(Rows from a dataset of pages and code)
◆ ◆ ◆ ◆ ◆

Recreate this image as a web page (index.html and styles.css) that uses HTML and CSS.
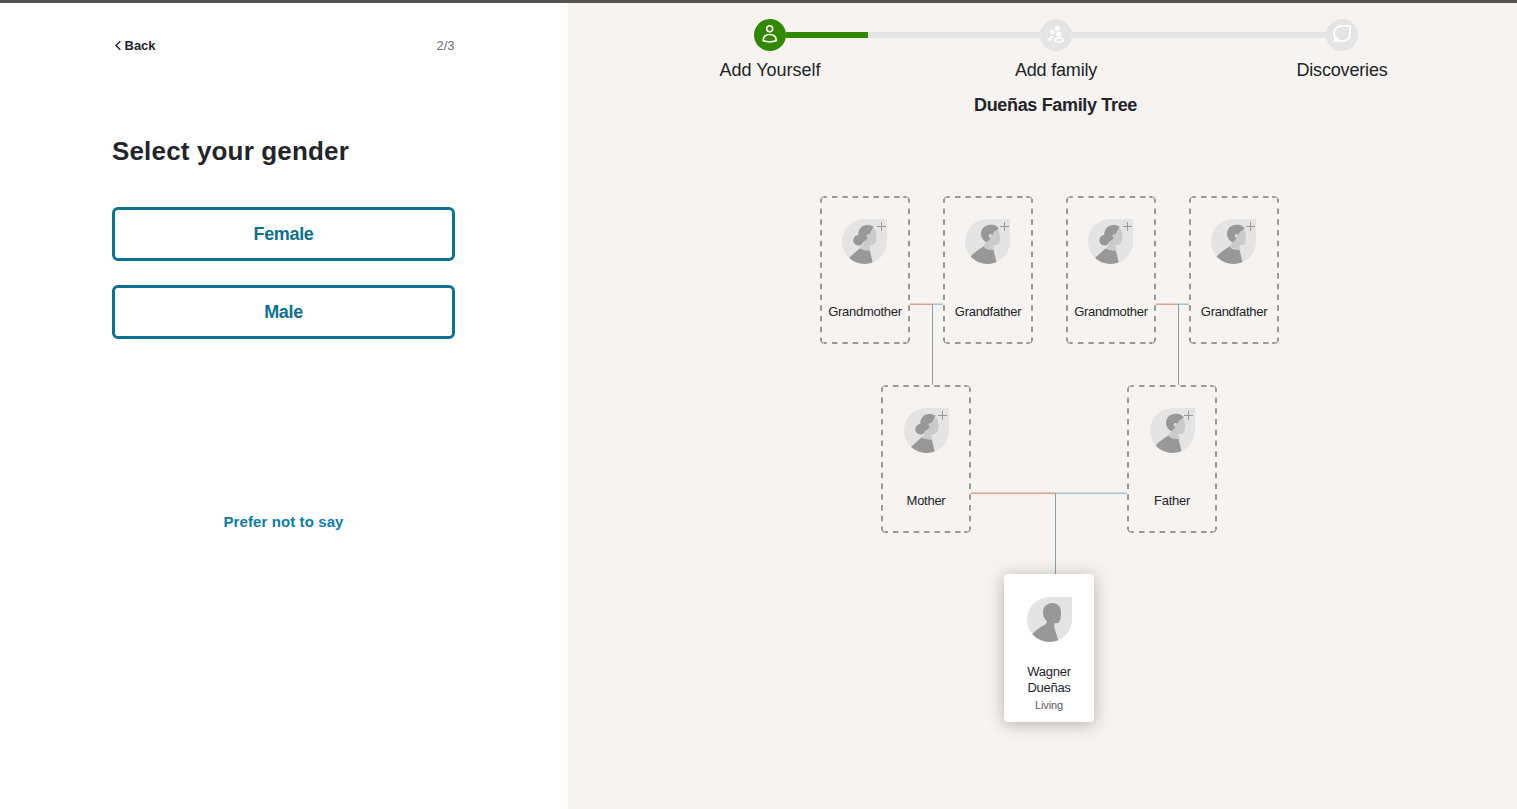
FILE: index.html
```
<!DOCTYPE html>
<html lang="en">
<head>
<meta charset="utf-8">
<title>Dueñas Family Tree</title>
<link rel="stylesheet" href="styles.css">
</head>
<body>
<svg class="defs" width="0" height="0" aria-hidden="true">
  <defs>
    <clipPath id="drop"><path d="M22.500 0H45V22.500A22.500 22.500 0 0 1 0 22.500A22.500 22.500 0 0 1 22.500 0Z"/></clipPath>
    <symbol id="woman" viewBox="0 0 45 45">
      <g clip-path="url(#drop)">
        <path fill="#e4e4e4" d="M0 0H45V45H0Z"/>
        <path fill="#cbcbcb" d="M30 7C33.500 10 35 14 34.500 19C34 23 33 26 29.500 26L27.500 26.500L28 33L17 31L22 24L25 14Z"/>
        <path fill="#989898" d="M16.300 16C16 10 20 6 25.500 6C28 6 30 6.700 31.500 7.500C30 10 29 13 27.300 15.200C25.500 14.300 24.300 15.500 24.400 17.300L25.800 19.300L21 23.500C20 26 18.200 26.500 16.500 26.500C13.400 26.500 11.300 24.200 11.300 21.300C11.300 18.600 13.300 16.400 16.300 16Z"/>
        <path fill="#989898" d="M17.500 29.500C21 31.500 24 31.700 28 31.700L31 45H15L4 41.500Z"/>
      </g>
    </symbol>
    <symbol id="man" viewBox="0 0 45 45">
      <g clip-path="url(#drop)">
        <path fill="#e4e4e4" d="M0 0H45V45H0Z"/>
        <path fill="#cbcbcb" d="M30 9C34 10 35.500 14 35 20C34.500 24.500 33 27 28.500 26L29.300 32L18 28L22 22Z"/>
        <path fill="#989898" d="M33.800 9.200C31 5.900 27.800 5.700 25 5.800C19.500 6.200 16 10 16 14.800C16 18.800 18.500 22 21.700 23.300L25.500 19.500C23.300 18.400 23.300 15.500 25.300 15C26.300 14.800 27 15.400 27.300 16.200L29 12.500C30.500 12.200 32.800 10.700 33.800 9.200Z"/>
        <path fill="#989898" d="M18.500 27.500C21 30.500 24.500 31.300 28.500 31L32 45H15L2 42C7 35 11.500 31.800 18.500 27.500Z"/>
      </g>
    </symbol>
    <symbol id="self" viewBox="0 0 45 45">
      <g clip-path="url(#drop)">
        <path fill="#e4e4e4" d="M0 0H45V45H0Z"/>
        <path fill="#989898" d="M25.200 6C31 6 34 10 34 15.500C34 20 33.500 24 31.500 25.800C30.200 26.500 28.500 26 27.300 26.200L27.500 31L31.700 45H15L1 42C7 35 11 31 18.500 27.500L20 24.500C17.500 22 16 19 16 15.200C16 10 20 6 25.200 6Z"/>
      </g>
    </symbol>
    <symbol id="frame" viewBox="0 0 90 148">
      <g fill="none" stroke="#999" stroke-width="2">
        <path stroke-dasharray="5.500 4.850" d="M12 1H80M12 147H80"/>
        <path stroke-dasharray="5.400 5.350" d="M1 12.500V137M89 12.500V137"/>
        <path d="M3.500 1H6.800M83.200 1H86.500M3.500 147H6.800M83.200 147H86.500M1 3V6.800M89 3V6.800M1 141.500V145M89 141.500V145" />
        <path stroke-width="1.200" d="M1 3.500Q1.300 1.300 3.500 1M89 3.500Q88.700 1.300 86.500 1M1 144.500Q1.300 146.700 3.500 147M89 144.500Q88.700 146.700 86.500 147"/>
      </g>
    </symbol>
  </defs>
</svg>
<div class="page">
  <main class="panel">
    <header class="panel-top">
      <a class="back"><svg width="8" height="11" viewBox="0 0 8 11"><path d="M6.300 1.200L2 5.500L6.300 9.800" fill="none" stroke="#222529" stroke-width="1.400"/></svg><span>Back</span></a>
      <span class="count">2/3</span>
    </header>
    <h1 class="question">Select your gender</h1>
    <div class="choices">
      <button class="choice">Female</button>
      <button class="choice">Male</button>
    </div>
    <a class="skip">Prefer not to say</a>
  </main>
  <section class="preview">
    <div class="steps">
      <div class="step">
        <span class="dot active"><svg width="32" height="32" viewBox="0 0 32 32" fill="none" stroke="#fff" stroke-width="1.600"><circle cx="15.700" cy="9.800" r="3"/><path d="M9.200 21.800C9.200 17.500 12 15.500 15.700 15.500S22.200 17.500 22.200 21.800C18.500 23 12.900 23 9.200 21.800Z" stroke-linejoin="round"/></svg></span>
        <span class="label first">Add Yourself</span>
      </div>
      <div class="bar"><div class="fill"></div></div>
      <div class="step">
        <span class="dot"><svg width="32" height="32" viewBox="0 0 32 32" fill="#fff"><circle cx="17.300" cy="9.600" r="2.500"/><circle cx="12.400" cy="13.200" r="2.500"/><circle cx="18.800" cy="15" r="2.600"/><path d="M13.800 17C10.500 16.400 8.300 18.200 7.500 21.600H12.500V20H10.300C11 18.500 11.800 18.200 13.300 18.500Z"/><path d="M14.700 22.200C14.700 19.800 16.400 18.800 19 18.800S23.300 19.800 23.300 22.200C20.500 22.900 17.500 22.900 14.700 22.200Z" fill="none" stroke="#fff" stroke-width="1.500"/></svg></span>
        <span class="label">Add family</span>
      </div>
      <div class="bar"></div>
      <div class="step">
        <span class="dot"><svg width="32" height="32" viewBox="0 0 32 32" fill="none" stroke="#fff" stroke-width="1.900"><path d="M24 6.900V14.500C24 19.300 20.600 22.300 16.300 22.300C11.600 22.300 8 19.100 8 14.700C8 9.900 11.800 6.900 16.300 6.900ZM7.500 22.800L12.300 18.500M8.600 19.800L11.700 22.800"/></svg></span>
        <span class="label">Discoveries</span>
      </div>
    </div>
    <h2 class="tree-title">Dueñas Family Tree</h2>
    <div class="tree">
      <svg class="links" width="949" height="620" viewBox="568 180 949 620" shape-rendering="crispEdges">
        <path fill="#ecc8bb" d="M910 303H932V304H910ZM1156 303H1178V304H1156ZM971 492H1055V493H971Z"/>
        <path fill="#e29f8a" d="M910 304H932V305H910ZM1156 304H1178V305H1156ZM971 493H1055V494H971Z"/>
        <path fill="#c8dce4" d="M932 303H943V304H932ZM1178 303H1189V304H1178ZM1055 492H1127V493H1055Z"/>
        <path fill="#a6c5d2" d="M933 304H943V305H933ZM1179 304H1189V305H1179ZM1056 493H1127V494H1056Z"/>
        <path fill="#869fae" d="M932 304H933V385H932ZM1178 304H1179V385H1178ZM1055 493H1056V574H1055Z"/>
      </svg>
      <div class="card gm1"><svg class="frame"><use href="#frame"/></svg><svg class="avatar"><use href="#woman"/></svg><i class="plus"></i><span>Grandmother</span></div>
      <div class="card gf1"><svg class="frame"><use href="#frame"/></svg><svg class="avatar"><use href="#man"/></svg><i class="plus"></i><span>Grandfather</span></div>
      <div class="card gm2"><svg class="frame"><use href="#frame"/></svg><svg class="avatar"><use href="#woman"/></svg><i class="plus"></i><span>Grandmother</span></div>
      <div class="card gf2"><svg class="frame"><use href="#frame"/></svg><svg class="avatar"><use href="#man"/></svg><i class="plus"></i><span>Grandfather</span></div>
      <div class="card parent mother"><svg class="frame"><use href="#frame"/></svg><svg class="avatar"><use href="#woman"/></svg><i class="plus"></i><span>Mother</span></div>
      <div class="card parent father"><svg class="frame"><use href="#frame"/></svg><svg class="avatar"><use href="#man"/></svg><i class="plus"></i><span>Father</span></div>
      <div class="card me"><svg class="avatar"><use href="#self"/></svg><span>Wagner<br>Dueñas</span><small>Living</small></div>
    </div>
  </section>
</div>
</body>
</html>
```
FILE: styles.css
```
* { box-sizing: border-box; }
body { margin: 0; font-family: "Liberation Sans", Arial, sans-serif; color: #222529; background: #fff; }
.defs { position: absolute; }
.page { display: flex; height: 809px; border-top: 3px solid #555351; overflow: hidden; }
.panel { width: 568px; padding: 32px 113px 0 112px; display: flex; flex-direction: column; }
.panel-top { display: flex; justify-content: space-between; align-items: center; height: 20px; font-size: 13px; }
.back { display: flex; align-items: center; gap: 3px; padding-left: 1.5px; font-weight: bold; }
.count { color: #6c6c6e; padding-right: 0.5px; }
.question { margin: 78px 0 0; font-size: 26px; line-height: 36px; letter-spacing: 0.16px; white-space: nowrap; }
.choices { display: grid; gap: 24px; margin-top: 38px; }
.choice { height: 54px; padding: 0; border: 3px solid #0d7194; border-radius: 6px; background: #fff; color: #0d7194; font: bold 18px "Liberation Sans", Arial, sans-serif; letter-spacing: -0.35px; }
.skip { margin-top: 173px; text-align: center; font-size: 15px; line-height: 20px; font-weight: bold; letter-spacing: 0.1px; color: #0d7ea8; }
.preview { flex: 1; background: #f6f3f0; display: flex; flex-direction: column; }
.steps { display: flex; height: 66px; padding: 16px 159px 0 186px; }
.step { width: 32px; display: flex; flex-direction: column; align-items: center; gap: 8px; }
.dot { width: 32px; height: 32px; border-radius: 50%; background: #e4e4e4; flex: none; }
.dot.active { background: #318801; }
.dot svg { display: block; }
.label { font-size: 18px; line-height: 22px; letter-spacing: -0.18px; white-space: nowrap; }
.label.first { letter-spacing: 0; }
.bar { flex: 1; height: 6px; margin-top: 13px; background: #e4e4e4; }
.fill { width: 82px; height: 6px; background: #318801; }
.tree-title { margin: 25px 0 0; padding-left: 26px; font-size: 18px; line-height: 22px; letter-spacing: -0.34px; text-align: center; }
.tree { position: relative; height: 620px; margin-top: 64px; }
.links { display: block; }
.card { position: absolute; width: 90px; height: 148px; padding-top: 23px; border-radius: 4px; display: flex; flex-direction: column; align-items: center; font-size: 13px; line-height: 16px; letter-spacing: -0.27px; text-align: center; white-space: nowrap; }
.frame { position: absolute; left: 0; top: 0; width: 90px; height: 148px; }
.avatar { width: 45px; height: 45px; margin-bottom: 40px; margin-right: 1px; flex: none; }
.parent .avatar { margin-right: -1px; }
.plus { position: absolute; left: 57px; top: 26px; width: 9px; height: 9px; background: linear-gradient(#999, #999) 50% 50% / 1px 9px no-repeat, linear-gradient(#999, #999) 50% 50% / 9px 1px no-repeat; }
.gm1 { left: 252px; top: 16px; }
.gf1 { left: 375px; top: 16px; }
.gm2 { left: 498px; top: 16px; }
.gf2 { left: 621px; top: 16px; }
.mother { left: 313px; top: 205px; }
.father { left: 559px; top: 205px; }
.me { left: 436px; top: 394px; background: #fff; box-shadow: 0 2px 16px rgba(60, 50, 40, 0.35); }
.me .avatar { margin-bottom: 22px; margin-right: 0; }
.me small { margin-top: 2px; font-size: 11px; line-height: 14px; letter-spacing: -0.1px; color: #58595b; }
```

◆ ◆ ◆ ◆ ◆

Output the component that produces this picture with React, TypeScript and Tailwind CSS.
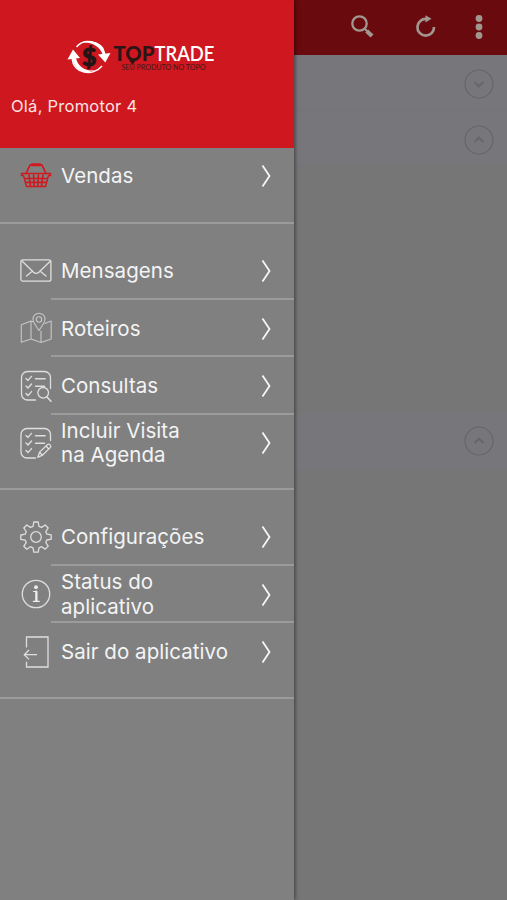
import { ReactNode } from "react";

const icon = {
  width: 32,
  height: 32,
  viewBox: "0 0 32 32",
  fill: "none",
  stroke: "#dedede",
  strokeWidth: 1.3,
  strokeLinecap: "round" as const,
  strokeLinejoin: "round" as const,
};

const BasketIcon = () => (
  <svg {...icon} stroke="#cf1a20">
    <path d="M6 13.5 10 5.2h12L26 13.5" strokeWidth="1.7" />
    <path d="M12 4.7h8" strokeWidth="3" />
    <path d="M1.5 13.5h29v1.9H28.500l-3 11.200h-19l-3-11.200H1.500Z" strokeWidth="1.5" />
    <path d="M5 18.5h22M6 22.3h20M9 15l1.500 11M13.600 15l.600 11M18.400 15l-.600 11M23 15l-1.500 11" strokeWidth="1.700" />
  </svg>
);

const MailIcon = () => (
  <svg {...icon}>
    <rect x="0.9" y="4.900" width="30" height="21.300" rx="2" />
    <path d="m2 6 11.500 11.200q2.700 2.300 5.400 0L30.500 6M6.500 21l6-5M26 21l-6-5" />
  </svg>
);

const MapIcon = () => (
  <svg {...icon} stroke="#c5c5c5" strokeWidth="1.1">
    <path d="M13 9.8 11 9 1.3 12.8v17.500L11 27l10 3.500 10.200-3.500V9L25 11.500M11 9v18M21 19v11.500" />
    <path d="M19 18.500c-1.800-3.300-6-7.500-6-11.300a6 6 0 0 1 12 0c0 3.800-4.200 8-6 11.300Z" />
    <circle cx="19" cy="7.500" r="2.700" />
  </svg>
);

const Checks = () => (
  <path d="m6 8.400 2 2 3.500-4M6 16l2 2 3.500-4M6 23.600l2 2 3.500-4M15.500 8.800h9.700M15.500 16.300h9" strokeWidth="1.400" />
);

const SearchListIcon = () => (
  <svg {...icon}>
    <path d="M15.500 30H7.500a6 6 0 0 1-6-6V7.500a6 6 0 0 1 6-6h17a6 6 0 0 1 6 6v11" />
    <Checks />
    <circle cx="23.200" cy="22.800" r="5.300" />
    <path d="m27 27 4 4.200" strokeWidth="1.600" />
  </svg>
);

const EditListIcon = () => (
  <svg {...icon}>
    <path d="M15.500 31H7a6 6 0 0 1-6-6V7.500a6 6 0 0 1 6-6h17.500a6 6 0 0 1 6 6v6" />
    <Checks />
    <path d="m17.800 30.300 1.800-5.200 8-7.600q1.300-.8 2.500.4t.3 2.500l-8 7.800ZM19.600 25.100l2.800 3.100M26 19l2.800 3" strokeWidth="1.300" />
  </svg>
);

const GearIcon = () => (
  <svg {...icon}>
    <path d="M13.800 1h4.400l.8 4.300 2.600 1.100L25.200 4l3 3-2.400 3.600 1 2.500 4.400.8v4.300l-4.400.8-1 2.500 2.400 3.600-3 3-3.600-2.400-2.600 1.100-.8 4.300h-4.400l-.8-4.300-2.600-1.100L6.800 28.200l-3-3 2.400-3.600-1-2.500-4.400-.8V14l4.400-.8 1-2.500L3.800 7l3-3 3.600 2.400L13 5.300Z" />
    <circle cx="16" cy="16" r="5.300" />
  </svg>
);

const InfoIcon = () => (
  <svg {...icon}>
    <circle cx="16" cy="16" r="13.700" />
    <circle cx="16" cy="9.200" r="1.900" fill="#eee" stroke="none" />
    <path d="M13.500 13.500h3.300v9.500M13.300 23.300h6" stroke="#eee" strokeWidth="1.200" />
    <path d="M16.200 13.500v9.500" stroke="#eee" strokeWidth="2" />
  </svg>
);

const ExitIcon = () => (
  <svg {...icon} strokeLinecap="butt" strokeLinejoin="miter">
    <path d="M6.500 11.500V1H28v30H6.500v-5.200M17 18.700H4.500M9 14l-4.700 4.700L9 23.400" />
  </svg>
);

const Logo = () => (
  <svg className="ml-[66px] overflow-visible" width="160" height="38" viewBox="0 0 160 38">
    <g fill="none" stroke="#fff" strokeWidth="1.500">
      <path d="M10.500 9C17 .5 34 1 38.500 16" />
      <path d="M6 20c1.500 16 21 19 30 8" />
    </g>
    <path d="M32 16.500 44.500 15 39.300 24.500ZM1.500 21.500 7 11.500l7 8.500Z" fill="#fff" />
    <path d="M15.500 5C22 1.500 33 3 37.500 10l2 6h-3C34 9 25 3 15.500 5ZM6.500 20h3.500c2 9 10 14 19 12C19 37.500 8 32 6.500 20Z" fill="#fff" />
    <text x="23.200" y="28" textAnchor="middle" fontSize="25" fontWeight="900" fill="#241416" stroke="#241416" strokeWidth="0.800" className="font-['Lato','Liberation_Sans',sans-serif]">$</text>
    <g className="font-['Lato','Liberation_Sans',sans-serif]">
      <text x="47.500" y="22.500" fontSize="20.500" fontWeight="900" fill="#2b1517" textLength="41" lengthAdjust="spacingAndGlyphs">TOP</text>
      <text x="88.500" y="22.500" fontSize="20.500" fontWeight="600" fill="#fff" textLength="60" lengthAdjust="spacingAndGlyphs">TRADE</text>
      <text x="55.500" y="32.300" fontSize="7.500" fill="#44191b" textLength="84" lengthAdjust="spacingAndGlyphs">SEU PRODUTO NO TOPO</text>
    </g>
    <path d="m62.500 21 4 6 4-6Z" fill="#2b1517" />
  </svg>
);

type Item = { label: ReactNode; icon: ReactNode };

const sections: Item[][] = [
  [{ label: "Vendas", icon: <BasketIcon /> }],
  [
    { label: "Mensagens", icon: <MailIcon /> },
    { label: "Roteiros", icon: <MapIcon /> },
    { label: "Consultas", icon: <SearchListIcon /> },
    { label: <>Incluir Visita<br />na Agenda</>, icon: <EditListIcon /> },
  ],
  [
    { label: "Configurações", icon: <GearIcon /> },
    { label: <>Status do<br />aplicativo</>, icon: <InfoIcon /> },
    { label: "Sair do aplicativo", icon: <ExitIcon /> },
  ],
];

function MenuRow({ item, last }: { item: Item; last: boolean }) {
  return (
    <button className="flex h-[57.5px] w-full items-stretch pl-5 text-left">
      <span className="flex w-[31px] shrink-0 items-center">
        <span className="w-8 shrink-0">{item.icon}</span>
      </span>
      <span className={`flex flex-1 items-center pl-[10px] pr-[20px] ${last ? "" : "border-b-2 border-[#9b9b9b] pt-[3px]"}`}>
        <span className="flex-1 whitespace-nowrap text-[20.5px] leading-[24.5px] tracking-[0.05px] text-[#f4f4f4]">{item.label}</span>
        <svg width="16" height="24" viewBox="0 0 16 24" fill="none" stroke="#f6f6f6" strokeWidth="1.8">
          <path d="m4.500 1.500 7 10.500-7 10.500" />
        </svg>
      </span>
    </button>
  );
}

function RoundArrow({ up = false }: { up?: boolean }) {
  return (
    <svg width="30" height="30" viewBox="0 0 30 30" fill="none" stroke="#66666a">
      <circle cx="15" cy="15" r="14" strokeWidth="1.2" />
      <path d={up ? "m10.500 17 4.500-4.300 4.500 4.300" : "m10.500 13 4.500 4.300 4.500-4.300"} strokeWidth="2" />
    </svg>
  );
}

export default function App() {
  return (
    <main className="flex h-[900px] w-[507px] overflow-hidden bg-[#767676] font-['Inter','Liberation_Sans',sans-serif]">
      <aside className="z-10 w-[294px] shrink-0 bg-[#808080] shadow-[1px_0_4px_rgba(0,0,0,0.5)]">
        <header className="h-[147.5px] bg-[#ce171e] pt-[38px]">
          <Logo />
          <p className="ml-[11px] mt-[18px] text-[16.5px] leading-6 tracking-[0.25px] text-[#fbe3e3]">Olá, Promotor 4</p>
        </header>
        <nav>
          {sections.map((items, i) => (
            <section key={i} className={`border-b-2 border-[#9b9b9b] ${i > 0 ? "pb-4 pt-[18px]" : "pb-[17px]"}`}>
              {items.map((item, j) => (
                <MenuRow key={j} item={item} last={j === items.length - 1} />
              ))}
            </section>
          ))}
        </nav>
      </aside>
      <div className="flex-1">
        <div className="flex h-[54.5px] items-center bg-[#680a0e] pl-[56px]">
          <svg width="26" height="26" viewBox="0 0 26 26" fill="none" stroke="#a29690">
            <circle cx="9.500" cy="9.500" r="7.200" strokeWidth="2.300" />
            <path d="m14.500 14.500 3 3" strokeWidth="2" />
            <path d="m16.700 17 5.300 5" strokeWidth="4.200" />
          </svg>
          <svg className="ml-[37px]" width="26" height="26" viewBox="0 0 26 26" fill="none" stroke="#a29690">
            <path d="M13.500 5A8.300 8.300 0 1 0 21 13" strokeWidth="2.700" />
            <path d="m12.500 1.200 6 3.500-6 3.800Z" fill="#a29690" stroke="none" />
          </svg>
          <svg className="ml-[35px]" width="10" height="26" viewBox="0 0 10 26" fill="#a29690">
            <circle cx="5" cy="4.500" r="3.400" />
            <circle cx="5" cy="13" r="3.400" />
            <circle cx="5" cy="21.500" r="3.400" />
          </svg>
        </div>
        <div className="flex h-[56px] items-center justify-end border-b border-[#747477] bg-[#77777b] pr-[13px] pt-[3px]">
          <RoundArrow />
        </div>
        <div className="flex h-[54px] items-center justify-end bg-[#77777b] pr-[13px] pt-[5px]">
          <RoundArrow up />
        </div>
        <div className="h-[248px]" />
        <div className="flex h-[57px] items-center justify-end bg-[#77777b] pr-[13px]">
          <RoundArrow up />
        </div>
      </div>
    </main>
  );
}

◆ ◆ ◆ ◆ ◆

(INSTRUCTION) Above are lines of data; state how many of them contain the word "styles", with no other output.

(SOLUTION TO THE EXERCISE) 3